2. Can you explain a basic data transformation you performed with Spark DataFrames?

Answer: In my project, we utilized Spark SQL and DataFrames for structured data processing. A common transformation was filtering rows based on certain conditions and then applying an aggregation. DataFrames simplified these operations with their SQL-like syntax.

Key Points:
- DataFrames provide a higher-level abstraction than RDDs, making code more readable and concise.
- We used SQL queries directly on DataFrames for complex filtering and aggregations.
- Spark SQL optimizations under the hood improved our query performance.

Example:

// Assuming SparkSession is already defined as spark
DataFrame df = spark.Read().Option("header", "true").Csv("hdfs://path/to/data.csv");

// Filtering and aggregation
DataFrame filtered = df.Filter("age > 18");

// Group by and count
DataFrame result = filtered.GroupBy("age").Count();

result.Show();

3. Describe a scenario where you optimized a Spark application's performance.

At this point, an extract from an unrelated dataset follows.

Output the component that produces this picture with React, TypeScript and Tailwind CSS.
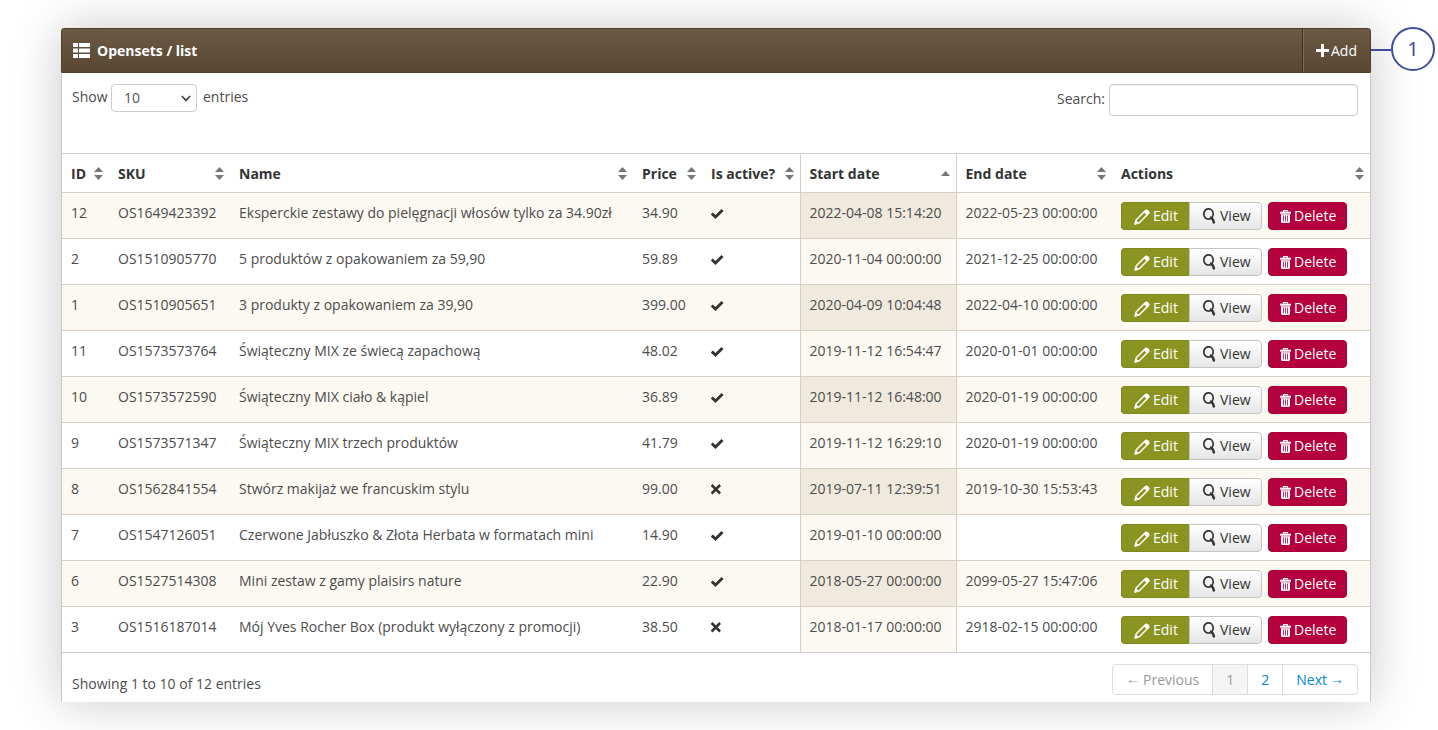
import { useState } from 'react';

type Openset = {
  id: number;
  sku: string;
  name: string;
  price: string;
  active: boolean;
  start: string;
  end: string;
};

type Column = {
  label: string;
  width: string;
  sorted?: boolean;
};

const COLUMNS: Column[] = [
  { label: 'ID', width: 'w-[47px]' },
  { label: 'SKU', width: 'w-[121px]' },
  { label: 'Name', width: '' },
  { label: 'Price', width: 'w-[69px]' },
  { label: 'Is active?', width: 'w-[98px]' },
  { label: 'Start date', width: 'w-[156px]', sorted: true },
  { label: 'End date', width: 'w-[156px]' },
  { label: 'Actions', width: 'w-[258px]' },
];

const ROWS: Openset[] = [
  { id: 12, sku: 'OS1649423392', name: 'Eksperckie zestawy do pielęgnacji włosów tylko za 34.90zł', price: '34.90', active: true, start: '2022-04-08 15:14:20', end: '2022-05-23 00:00:00' },
  { id: 2, sku: 'OS1510905770', name: '5 produktów z opakowaniem za 59,90', price: '59.89', active: true, start: '2020-11-04 00:00:00', end: '2021-12-25 00:00:00' },
  { id: 1, sku: 'OS1510905651', name: '3 produkty z opakowaniem za 39,90', price: '399.00', active: true, start: '2020-04-09 10:04:48', end: '2022-04-10 00:00:00' },
  { id: 11, sku: 'OS1573573764', name: 'Świąteczny MIX ze świecą zapachową', price: '48.02', active: true, start: '2019-11-12 16:54:47', end: '2020-01-01 00:00:00' },
  { id: 10, sku: 'OS1573572590', name: 'Świąteczny MIX ciało & kąpiel', price: '36.89', active: true, start: '2019-11-12 16:48:00', end: '2020-01-19 00:00:00' },
  { id: 9, sku: 'OS1573571347', name: 'Świąteczny MIX trzech produktów', price: '41.79', active: true, start: '2019-11-12 16:29:10', end: '2020-01-19 00:00:00' },
  { id: 8, sku: 'OS1562841554', name: 'Stwórz makijaż we francuskim stylu', price: '99.00', active: false, start: '2019-07-11 12:39:51', end: '2019-10-30 15:53:43' },
  { id: 7, sku: 'OS1547126051', name: 'Czerwone Jabłuszko & Złota Herbata w formatach mini', price: '14.90', active: true, start: '2019-01-10 00:00:00', end: '' },
  { id: 6, sku: 'OS1527514308', name: 'Mini zestaw z gamy plaisirs nature', price: '22.90', active: true, start: '2018-05-27 00:00:00', end: '2099-05-27 15:47:06' },
  { id: 3, sku: 'OS1516187014', name: 'Mój Yves Rocher Box (produkt wyłączony z promocji)', price: '38.50', active: false, start: '2018-01-17 00:00:00', end: '2918-02-15 00:00:00' },
];

function ListIcon() {
  return (
    <svg className="w-[17px] h-[15px]" viewBox="0 0 17 15" fill="currentColor" aria-hidden="true">
      <path d="M0 0h5v4H0zM6 0h11v4H6zM0 5.5h5v4H0zM6 5.5h11v4H6zM0 11h5v4H0zM6 11h11v4H6z" />
    </svg>
  );
}

function PlusIcon() {
  return (
    <svg className="w-[13px] h-[13px]" viewBox="0 0 13 13" fill="currentColor" aria-hidden="true">
      <path d="M5 0h3v5h5v3H8v5H5V8H0V5h5z" />
    </svg>
  );
}

function SortIcon({ sorted }: { sorted?: boolean }) {
  return (
    <svg className="w-[9px] h-[13px] shrink-0" viewBox="0 0 9 13" fill="#777777" aria-hidden="true">
      {sorted ? (
        <path d="M4.5 4L9 9H0z" />
      ) : (
        <path d="M4.5 0L9 5H0zM0 8h9l-4.5 5z" />
      )}
    </svg>
  );
}

function PencilIcon() {
  return (
    <svg className="w-4 h-4" viewBox="0 0 16 16" fill="none" stroke="currentColor" aria-hidden="true">
      <path d="M1 15l1.3-4.3L11.5 1.500c1.200-1.200 4.200 1.800 3 3L5.300 13.700z" strokeWidth="1.500" strokeLinejoin="round" />
      <path d="M10.500 3l2.500 2.500" strokeWidth="1.200" />
      <path d="M1 15l1-3.200 2.200 2.200z" fill="currentColor" />
      <path d="M11.500 1.500c1.200-1.200 4.200 1.800 3 3l-1.200 1.200-3-3z" fill="currentColor" stroke="none" />
    </svg>
  );
}

function MagnifierIcon() {
  return (
    <svg className="w-[13px] h-4" viewBox="0 0 13 16" fill="none" stroke="currentColor" aria-hidden="true">
      <ellipse cx="5.500" cy="6" rx="4.700" ry="5.200" strokeWidth="1.700" />
      <path d="M8 9.500q2.200 1.500 2.900 4.900" strokeWidth="2.500" strokeLinecap="round" />
    </svg>
  );
}

function TrashIcon() {
  return (
    <svg className="w-[11px] h-[13px]" viewBox="0 0 11 13" aria-hidden="true">
      <path d="M3.500 1.800V.6h4v1.200" fill="none" stroke="currentColor" strokeWidth="1.200" />
      <path d="M0 1.700h11v2H0z" fill="currentColor" />
      <path d="M1 4.300h9V12l-1 1H2l-1-1z" fill="currentColor" />
      <path d="M3.500 5.500v6M5.500 5.500v6M7.500 5.500v6" stroke="#b4003c" strokeWidth=".8" />
    </svg>
  );
}

function StatusIcon({ active }: { active: boolean }) {
  return active ? (
    <svg className="w-[13px] h-5" viewBox="0 0 13 20" role="img" aria-label="Yes">
      <path d="M.8 10.500l3.700 3.500L11.500 7" fill="none" stroke="#333333" strokeWidth="3" />
    </svg>
  ) : (
    <svg className="w-[13px] h-5" viewBox="0 0 13 20" role="img" aria-label="No">
      <path d="M.6 6l8.500 8.500M9.100 6L.6 14.500" fill="none" stroke="#333333" strokeWidth="2.500" />
    </svg>
  );
}

function RowActions() {
  return (
    <div className="flex gap-[6px]">
      <div className="flex">
        <button className="flex items-center gap-[3px] h-7 w-[68px] pl-3 rounded-l bg-[#8b9420] border border-[#7f881d] border-r-0 text-white">
          <span className="pt-[2px]"><PencilIcon /></span>
          Edit
        </button>
        <button className="flex items-center gap-1 h-7 w-[73px] pl-[13px] rounded-r bg-linear-to-b from-white to-[#e6e6e6] border border-[#c5c5c5] text-[#333333]">
          <MagnifierIcon />
          View
        </button>
      </div>
      <button className="flex items-center gap-[3px] h-7 w-[79px] pl-[11px] rounded bg-[#b4003c] border border-[#a80038] text-white">
        <TrashIcon />
        Delete
      </button>
    </div>
  );
}

export default function App() {
  const [pageSize, setPageSize] = useState('10');
  const [search, setSearch] = useState('');

  return (
    <div className="bg-white overflow-hidden pt-7 pb-7 pl-[61px] pr-[67px] font-['Open_Sans',sans-serif] text-sm leading-5 text-[#4c4c4c]">
      <div className="relative bg-white rounded-t-[3px] shadow-[0_0_50px_rgba(0,0,0,0.22)]">
        <header className="flex h-[45px] rounded-t-[3px] bg-linear-to-b from-[#6b5944] to-[#594732] border border-[#4f3e29] text-white">
          <div className="flex flex-1 items-center gap-[7px] pl-[11px]">
            <ListIcon />
            <h1 className="font-bold">Opensets / list</h1>
          </div>
          <button className="flex items-center gap-[2px] px-[13px] border-l border-[#3f3223] shadow-[inset_1px_0_0_#7c6b56]">
            <PlusIcon />
            Add
          </button>
        </header>

        {/* callout marker for the Add button */}
        <div className="absolute left-full top-0 flex items-center">
          <span className="w-5 h-[2px] bg-[#3f4d9c]" />
          <span className="flex items-center justify-center w-11 h-11 -mt-px rounded-full border-2 border-[#3f4d9c] bg-white text-[#3f4d9c] text-xl font-['Noto_Sans',sans-serif]">
            1
          </span>
        </div>

        <div className="border-x border-[#cfc8c0]">
          <div className="flex justify-between items-start h-20 pt-[11px] pl-[10px] pr-3">
            <label className="flex items-center">
              <span className="w-[39px] -mt-[2px]">Show</span>
              <span className="relative">
                <select
                  value={pageSize}
                  onChange={(e) => setPageSize(e.target.value)}
                  className="appearance-none block w-[86px] h-7 pl-3 rounded border border-[#cccccc] bg-white text-[#555555]"
                >
                  <option>10</option>
                  <option>25</option>
                  <option>50</option>
                </select>
                <svg className="absolute right-[6px] top-[11px] w-[10px] h-[7px] pointer-events-none" viewBox="0 0 10 7" fill="none" stroke="#444444" strokeWidth="1.700" aria-hidden="true">
                  <path d="M.8 1L5 5.400 9.200 1" />
                </svg>
              </span>
              <span className="ml-[6px] -mt-[2px]">entries</span>
            </label>
            <label className="flex items-center gap-1">
              <span className="-mt-[2px]">Search:</span>
              <input
                type="text"
                value={search}
                onChange={(e) => setSearch(e.target.value)}
                className="w-[249px] h-8 px-2 rounded border border-[#cccccc] shadow-[inset_0_1px_1px_rgba(0,0,0,0.075)]"
              />
            </label>
          </div>

          <table className="w-full table-fixed border-collapse">
            <thead>
              <tr className="h-[39px] border-y border-[#d6cfc8]">
                {COLUMNS.map(({ label, width, sorted }) => (
                  <th key={label} className={`p-0 pt-px ${width} ${sorted ? 'border-x border-[#d6cfc8]' : ''}`}>
                    <button className="flex items-center justify-between w-full pl-[9px] pr-[6px] font-bold text-[#333333] whitespace-nowrap">
                      {label}
                      <SortIcon sorted={sorted} />
                    </button>
                  </th>
                ))}
              </tr>
            </thead>
            <tbody>
              {ROWS.map((row) => (
                <tr key={row.id} className="group h-[46px] align-top border-b border-[#d6cfc8] odd:bg-[#fcf9f2] *:pl-[9px] *:pt-[10px] *:last:pt-[9px] whitespace-nowrap">
                  <td>{row.id}</td>
                  <td>{row.sku}</td>
                  <td>{row.name}</td>
                  <td>{row.price}</td>
                  <td><StatusIcon active={row.active} /></td>
                  <td className="border-x border-[#d6cfc8] bg-[#fcf9f2] group-odd:bg-[#f0e9de]">{row.start}</td>
                  <td>{row.end}</td>
                  <td><RowActions /></td>
                </tr>
              ))}
            </tbody>
          </table>

          <footer className="flex justify-between h-[49px] pt-[11px] pl-[10px] pr-3">
            <p className="pt-[10px]">Showing 1 to 10 of 12 entries</p>
            <nav className="flex h-[31px] rounded border border-[#dddddd] leading-[29px]">
              <a href="#" className="flex gap-[3px] px-[13px] text-[#999999]">
                <span className="font-['Liberation_Sans',sans-serif]">←</span>
                Previous
              </a>
              <a href="#" className="px-[13px] border-l border-[#dddddd] bg-[#f5f5f5] text-[#999999]">1</a>
              <a href="#" className="px-[13px] border-l border-[#dddddd] text-[#0088cc]">2</a>
              <a href="#" className="flex gap-[3px] px-[13px] border-l border-[#dddddd] text-[#0088cc]">
                Next
                <span className="font-['Liberation_Sans',sans-serif]">→</span>
              </a>
            </nav>
          </footer>
        </div>
      </div>
    </div>
  );
}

Answer: In one scenario, our Spark application faced significant performance issues due to excessive shuffling and large data skew. To address this, we optimized the partitioning of our data and employed broadcast variables for smaller datasets used in joins.

Key Points:
- Analyzed the stage of excessive shuffle and identified data skew as the cause.
- Repartitioned RDDs/DataFrames to ensure even distribution of data across nodes.
- Used broadcast variables to minimize data transfer over the network during joins.

Example:

// Assuming SparkContext is already defined as sc
var largeDataset = sc.TextFile("hdfs://path/to/largeDataset.txt");
var smallDataset = sc.TextFile("hdfs://path/to/smallDataset.txt").CollectAsMap();

// Broadcasting smaller dataset
var broadcastedSmallDataset = sc.Broadcast(smallDataset);

// Using broadcasted dataset in map operation to reduce shuffle
var joinedData = largeDataset.MapPartitions(partition =>
{
    var smallData = broadcastedSmallDataset.Value;
    var results = new List<string>();
    foreach (var line in partition)
    {
        // Example join logic
        if (smallData.ContainsKey(line))
        {
            results.Add(line + "," + smallData[line]);
        }
    }
    return results.GetEnumerator();
}, preservesPartitioning: true);

4. How did you design and partition your data effectively in Spark for a complex project?

Answer: For a complex data processing task involving time-series data from IoT devices, we designed our data model to include a composite partitioning key that combined device ID and date. This strategy allowed for efficient querying and processing by ensuring data locality and minimizing shuffles during joins and aggregations.

Key Points:
- Chose a partitioning scheme that aligns with query patterns to enhance performance.
- Utilized Spark's partitionBy for DataFrame writes to ensure data is stored in optimized partitions.
- Carefully selected the number of partitions to balance between parallelism and overhead.

Example:

// Assuming SparkSession is already defined as spark
DataFrame df = spark.Read().Option("header", "true").Csv("hdfs://path/to/iot_data.csv");

// Adding a composite key
DataFrame withCompositeKey = df.WithColumn("compositeKey", Functions.Concat(df.Col("deviceId"), df.Col("date")));

// Repartitioning based on the composite key before writing or processing
DataFrame repartitionedDf = withCompositeKey.Repartition(200, df.Col("compositeKey"));

// Writing data back to HDFS in optimized partitions
repartitionedDf.Write()
    .PartitionBy("compositeKey")
    .Csv("hdfs://path/to/optimized_iot_data");

This structured approach to handling questions about Spark projects in interviews will help showcase your experience and technical skills effectively.